Je remarquai bien une certaine réserve dans mon cercle ordinaire de connaissances, mais je l’attribuai à la désapprobation que soulevait mon projet de mariage avec Ernest. C’est plus tard qu’Ernest me démontra comment cette attitude de mon entourage, loin d’être spontanée, était concertée et dirigée par des ressorts occultes.

– Vous avez abrité chez vous un ennemi de votre classe, me dit-il. Non seulement vous lui avez prêté asile, mais vous lui avez donné votre amour et confié votre personne. C’est une trahison envers le clan auquel vous appartenez ; n’espérez pas en esquiver la punition.

Mais, avant cela, un après-midi qu’Ernest était avec moi, Père revint tard à la maison, et nous nous aperçûmes qu’il était en colère, ou du moins dans un accès d’irritation philosophique.
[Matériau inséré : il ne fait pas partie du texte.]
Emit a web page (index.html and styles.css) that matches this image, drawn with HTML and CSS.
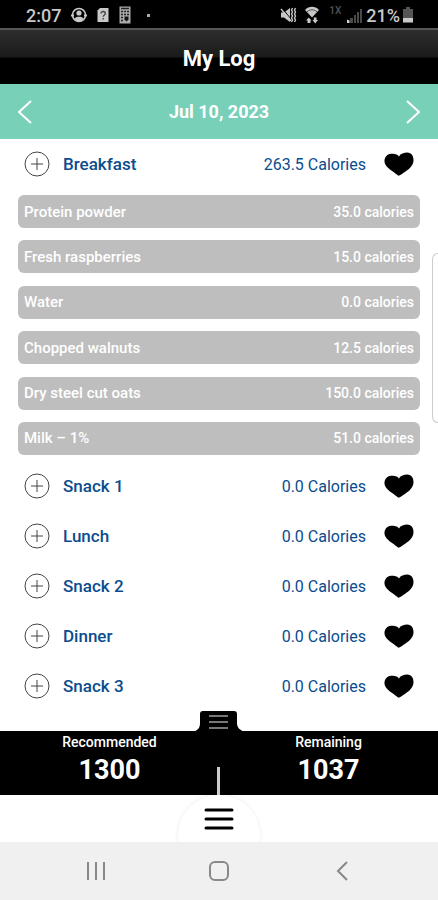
FILE: index.html
```html
<!DOCTYPE html>
<html lang="en">
<head>
<meta charset="utf-8">
<meta name="viewport" content="width=device-width, initial-scale=1">
<title>My Log</title>
<link rel="stylesheet" href="styles.css">
</head>
<body>
<svg class="defs" aria-hidden="true">
  <symbol id="plus" viewBox="0 0 26 26"><circle cx="13" cy="13" r="12"/><path d="M13 7v12M7 13h12"/></symbol>
  <symbol id="heart" viewBox="0 0 30 24"><path d="M15 4.500C16.500 1.500 20 .5 23.400.5 27.500.6 29.600 4 29.500 8.500 29.200 13 26 16.500 21.500 19.500 18.800 21.300 17 23 14.600 23.700 12.500 22.600 11 21 8.500 19.300 4.500 16.500 1 14 .5 9.800.2 5.500 3 2.200 7 1.800 10.500 1.300 13.500 2 15 4.500Z"/></symbol>
</svg>
<div class="statusbar">
  <div class="status-left">
    <span class="clock">2:07</span>
    <svg width="16" height="16" viewBox="0 0 16 16"><circle cx="8" cy="8" r="6.500" fill="none" stroke="#c8c8c8" stroke-width="1.500"/><circle cx="8" cy="6" r="2.600" fill="#c8c8c8"/><path d="M3.500 11.500C5 9 11 9 12.500 11.500L10.500 14h-5Z" fill="#c8c8c8"/><path d="M0 8.500h3M13 8.500h3" stroke="#c8c8c8" stroke-width="2"/></svg>
    <svg width="12" height="16" viewBox="0 0 12 16"><path d="M3 1h8.500v14H.5V3.500Z" fill="#c8c8c8"/><path d="M4 6.500C4 3.800 8.300 4 8.300 6.400 8.300 8 6.200 8 6.200 9.800M6.200 11v1.500" fill="none" stroke="#444" stroke-width="1.400"/></svg>
    <svg width="12" height="18" viewBox="0 0 12 18"><path d="M.5.500h11v17H.5Z" fill="#aaa"/><path d="M2 2.500h8M2 5.500h2M5 5.500h2M8 5.500h2M2 8.500h2M5 8.500h2M8 8.500h2M2 11.500h2M2 14.500h2" stroke="#222" stroke-width="1.600"/><path d="M5.500 10.500h4v3l-2 2-2-2Z" fill="#111"/></svg>
    <span class="dot"></span>
  </div>
  <div class="status-right">
    <svg width="17" height="16" viewBox="0 0 17 16"><path d="M1 5.500h3l6-4.500v14l-6-4.500H1Z" fill="#c8c8c8"/><path d="M2 1l9 11" stroke="#000"/><path d="M1 2l10 12" stroke="#c8c8c8" stroke-width="1.300"/><path d="M12.500 1l-1 2 1 2-1 2 1 2-1 2 1 2-1 2M15.500 1l-1 2 1 2-1 2 1 2-1 2 1 2-1 2" fill="none" stroke="#c8c8c8" stroke-width="1.400"/></svg>
    <svg class="wifi" width="14" height="18" viewBox="0 0 14 18"><path d="M0 4C4-.3 10-.3 14 4L7 11.500Z" fill="#c8c8c8"/><path d="M2 5.800c3-2.600 7-2.600 10 0" fill="none" stroke="#333" stroke-width=".8"/><path d="M1 14.500l2.700-3 2.800 3H5.500v2.500h-3v-2.500ZM7.500 14h1.300v-2.500h2.700v2.500h1.500L10.200 17.500Z" fill="#c8c8c8"/></svg>
    <span class="network">1X</span>
    <svg class="signal" width="15" height="14" viewBox="0 0 15 14"><path d="M3 14V9h3v5M7 14V6h2v8M10 14V3h2v11M13 14V0h2v14" fill="#4a4a4a"/><path d="M0 10.500l2.500 1V14H0Z" fill="#d0d0d0"/></svg>
    <span class="percent">21%</span>
    <svg width="12" height="16" viewBox="0 0 12 16"><path d="M4 0h4v2h3v9H1V2h3Z" fill="#555"/><path d="M1 11h10v4.500H1Z" fill="#c8c8c8"/></svg>
  </div>
</div>
<header class="titlebar"><h1>My Log</h1></header>
<div class="datebar">
  <button aria-label="Previous day"><svg width="14" height="24" viewBox="0 0 14 24"><path d="M13 1L1 12l12 11"/></svg></button>
  <time datetime="2023-07-10">Jul 10, 2023</time>
  <button aria-label="Next day"><svg width="14" height="24" viewBox="0 0 14 24"><path d="M1 1l12 11L1 23"/></svg></button>
</div>
<main>
  <section>
    <div class="meal"><button class="add" aria-label="Add to Breakfast"><svg><use href="#plus"/></svg></button><h2>Breakfast</h2><span class="total">263.5 Calories</span><button class="fav" aria-label="Favorite Breakfast"><svg><use href="#heart"/></svg></button></div>
    <ul class="foods">
      <li><span>Protein powder</span><span class="amount">35.0 calories</span></li>
      <li><span>Fresh raspberries</span><span class="amount">15.0 calories</span></li>
      <li><span>Water</span><span class="amount">0.0 calories</span></li>
      <li><span>Chopped walnuts</span><span class="amount">12.5 calories</span></li>
      <li><span>Dry steel cut oats</span><span class="amount">150.0 calories</span></li>
      <li><span>Milk – 1%</span><span class="amount">51.0 calories</span></li>
    </ul>
  </section>
  <section class="meal"><button class="add" aria-label="Add to Snack 1"><svg><use href="#plus"/></svg></button><h2>Snack 1</h2><span class="total">0.0 Calories</span><button class="fav" aria-label="Favorite Snack 1"><svg><use href="#heart"/></svg></button></section>
  <section class="meal"><button class="add" aria-label="Add to Lunch"><svg><use href="#plus"/></svg></button><h2>Lunch</h2><span class="total">0.0 Calories</span><button class="fav" aria-label="Favorite Lunch"><svg><use href="#heart"/></svg></button></section>
  <section class="meal"><button class="add" aria-label="Add to Snack 2"><svg><use href="#plus"/></svg></button><h2>Snack 2</h2><span class="total">0.0 Calories</span><button class="fav" aria-label="Favorite Snack 2"><svg><use href="#heart"/></svg></button></section>
  <section class="meal"><button class="add" aria-label="Add to Dinner"><svg><use href="#plus"/></svg></button><h2>Dinner</h2><span class="total">0.0 Calories</span><button class="fav" aria-label="Favorite Dinner"><svg><use href="#heart"/></svg></button></section>
  <section class="meal"><button class="add" aria-label="Add to Snack 3"><svg><use href="#plus"/></svg></button><h2>Snack 3</h2><span class="total">0.0 Calories</span><button class="fav" aria-label="Favorite Snack 3"><svg><use href="#heart"/></svg></button></section>
</main>
<div class="edge-handle"></div>
<section class="summary">
  <button class="pull-tab" aria-label="Show details"><svg width="52" height="22" viewBox="0 0 52 22"><path d="M0 22C5 20 7 18 7 13V4Q7 1 10 1H41Q44 1 44 4V13C44 18 47 20 52 22Z" fill="#000"/><path d="M16 6h19M16 12h19M16 18h19" stroke="#777" stroke-width="2"/></svg></button>
  <div class="figure"><span class="label">Recommended</span><strong>1300</strong></div>
  <div class="figure"><span class="label">Remaining</span><strong>1037</strong></div>
</section>
<nav class="menubar">
  <button aria-label="Menu"><svg width="30" height="24" viewBox="0 0 30 24"><path d="M2 3h26M2 12h26M2 21h26"/></svg></button>
</nav>
<nav class="sysnav">
  <button aria-label="Recent apps"><svg width="20" height="20" viewBox="0 0 20 20"><path d="M2 1v18M10 1v18M18 1v18"/></svg></button>
  <button aria-label="Home"><svg width="20" height="20" viewBox="0 0 20 20"><rect x="1" y="1" width="18" height="18" rx="5"/></svg></button>
  <button aria-label="Back"><svg width="20" height="20" viewBox="0 0 20 20"><path d="M15 1L6 10l9 9"/></svg></button>
</nav>
</body>
</html>
```
FILE: styles.css
```css
* { box-sizing: border-box; }
body {
  margin: 0;
  min-height: 100vh;
  display: flex;
  flex-direction: column;
  position: relative;
  background: #fff;
  font-family: Roboto, "Liberation Sans", sans-serif;
  font-weight: 500;
}
svg { display: block; }
.defs { position: absolute; width: 0; height: 0; }
h1, h2, ul { margin: 0; padding: 0; }
button { border: 0; padding: 0; background: none; display: block; font: inherit; }

.statusbar {
  height: 28px;
  padding: 2px 24px 0 26px;
  display: flex;
  align-items: center;
  justify-content: space-between;
  background: #000;
  color: #c8c8c8;
  font-size: 18px;
}
.status-left, .status-right { display: flex; align-items: center; }
.status-left { gap: 10px; }
.dot { width: 3px; height: 3px; margin-left: 6px; background: #aaa; }
.status-right { gap: 4px; }
.wifi { margin-left: 4px; }
.network { margin: 0 2px 8px 6px; color: #555; font-size: 10px; line-height: 10px; }
.signal { margin-top: 2px; }
.percent { margin-right: -2px; }

.titlebar {
  height: 56px;
  display: flex;
  align-items: center;
  justify-content: center;
  padding-top: 4px;
  border-top: 2px solid #555;
  background: linear-gradient(#2e2e2e, #1a1a1a 50%, #000 52%);
  color: #fff;
}
h1 { font-size: 22px; line-height: 28px; font-weight: 700; }

.datebar {
  height: 55px;
  padding: 0 18px;
  display: flex;
  align-items: center;
  justify-content: space-between;
  background: #78d0b8;
  color: #fff;
  font-size: 18px;
  font-weight: 700;
}
.datebar path { fill: none; stroke: #fff; stroke-width: 2; }

main { flex: 1; padding-bottom: 20px; }
.meal {
  height: 50px;
  padding: 0 24px;
  display: flex;
  align-items: center;
  color: #0a4c8e;
}
.add svg { width: 26px; height: 26px; fill: none; stroke: #444; stroke-width: 1; }
.meal h2 { margin-left: 13px; font-size: 17px; font-weight: 500; }
.total { margin-left: auto; margin-right: 18px; font-size: 16px; font-weight: 400; }
.fav svg { width: 30px; height: 24px; fill: #000; }

.foods {
  min-height: 260px;
  margin: 6px 18px;
  display: flex;
  flex-direction: column;
  justify-content: space-between;
  list-style: none;
}
.foods li {
  height: 33px;
  padding: 0 6px;
  display: flex;
  align-items: center;
  justify-content: space-between;
  border-radius: 6px;
  background: #bebebe;
  color: #fff;
  font-size: 15px;
}
.foods .amount { font-size: 14px; }

.edge-handle {
  position: absolute;
  top: 253px;
  right: 0;
  width: 6px;
  height: 170px;
  border: 1px solid #ccc;
  border-right: 0;
  border-radius: 6px 0 0 6px;
  background: #fff;
}

.summary {
  position: relative;
  height: 64px;
  display: grid;
  grid-template-columns: 1fr 1fr;
  background: #000;
  color: #fff;
}
.summary::after {
  content: "";
  position: absolute;
  left: 50%;
  bottom: 0;
  width: 3px;
  height: 28px;
  margin-left: -2px;
  background: #ccc;
}
.pull-tab { position: absolute; left: 50%; top: -21px; margin-left: -26px; }
.figure { display: flex; flex-direction: column; align-items: center; padding-top: 2px; }
.label { font-size: 14px; line-height: 18px; }
.figure strong { font-size: 27px; line-height: 38px; font-weight: 700; }

.menubar { height: 47px; display: flex; justify-content: center; overflow: hidden; background: #fff; }
.menubar button {
  width: 82px;
  height: 82px;
  padding: 12px 26px 0;
  display: flex;
  align-items: flex-start;
  border-radius: 50%;
  box-shadow: 0 0 5px #ececec;
}
.menubar path { stroke: #000; stroke-width: 3; stroke-linecap: round; }

.sysnav {
  height: 58px;
  padding: 0 35px;
  display: flex;
  align-items: center;
  justify-content: space-around;
  background: #f0f0f0;
}
.sysnav svg { fill: none; stroke: #888; stroke-width: 2; }
```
Il était rare qu’il sortît de ses gonds, mais il se permettait de temps à autre un certain degré de courroux mesuré. Il appelait cela un tonique.

Nous vîmes donc, dès son entrée dans la chambre, qu’il avait sa dose de colère tonique.

– Que pensez-vous de cela ? demanda-t-il. Je viens de luncher avec Wilcox !

Wilcox était le président en retraite de l’Université. Son esprit desséché était un magasin de lieux-communs qui avaient eu cours vers 1870 et qu’il n’avait jamais songé à mettre au point depuis cette époque.

– Il m’a invité. Il m’a envoyé chercher.

Père fit une pause. Nous attendions.

– Oh ! ça s’est passé très gentiment, je le reconnais ; mais j’ai été réprimandé. Moi ! Et par ce vieux fossile !

– Je parie savoir pourquoi vous avez été réprimandé, dit Ernest.

– Je vous le donne à deviner en trois coups, dit Père en riant.

– Je vais vous le dire du premier coup, répliqua Ernest. Et ce n’est pas une conjecture, mais une déduction. Vous avez été réprimandé pour votre vie privée.

– C’est cela même ! s’écria Père. Comment diable l’avez-vous deviné ?

– Je sais que cela devait arriver. Je vous en avais déjà averti.

– C’est pourtant vrai, dit Père en réfléchissant. Mais je ne pouvais pas le croire. En tout cas ce ne sera qu’un témoignage de plus, et des plus convaincants, à insérer dans mon livre.

– Ce n’est rien en comparaison de ce qui vous attend si vous persistez à recevoir chez vous tous ces socialistes et radicaux, y compris moi-même.

– C’est précisément ce que m’a reproché le vieux Wilcox, avec un tas de commentaires absurdes. Il m’a dit que je faisais preuve d’un goût douteux, que j’allais contre les traditions et les manières de l’Université, et qu’en tous cas je dépensais mon temps en pure perte. Il a ajouté bien d’autres choses non moins vagues.